On Mon, Nov 22, 2010 at 08:18:27AM -0200, Alexandre Passos wrote:
> On Mon, Nov 22, 2010 at 07:54, Olivier Grisel <olivier.grisel@...> wrote:
> > 2010/11/22 Alexandre Passos <alexandre.tp@...>:
> >> Sure. I'll send a patch later today, after I figure out where in
> >> scikits.learn should I put it. This code is actually a bit faster than
> >> pysparsesvd, although it uses a bit more memory (I couldn't fix this
> >> as the memory is mostly used inside the qr decomposition, I think(.
> > Great: I think you can add it to the scikits.learn.pca package .
> > Maybe also wrap it in a new class called RandomPCA also in the pca module?
> I've attached a patch (make with git format-patch) that adds fast_svd
> to utils.extmath and gives the PCA class an option to use it instead
> of the regular SVD if mle is not selected, as Gael suggested.
It's in!

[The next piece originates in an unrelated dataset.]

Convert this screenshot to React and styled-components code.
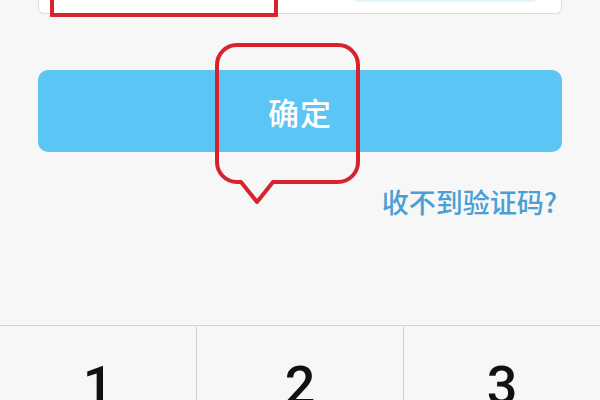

Thanks a lot Alexandre, that was really fast.
Some timings on my laptop, on the faces examples:
In : %timeit PCA(n_comp=100, do_fast_svd=True).fit(X_train)
1 loops, best of 3: 18.3 s per loop
In : %timeit PCA(n_comp=100, do_fast_svd=False).fit(X_train)
1 loops, best of 3: 15 s per loop
So it doesn't improve things for 100 components with a dataset of this
size (n_samples: 1127, n_features: 4096). Timings don't go down as I
decrease the number of components I ask. If I decrease the number of
samples, the ratio between the two implementation stays the same.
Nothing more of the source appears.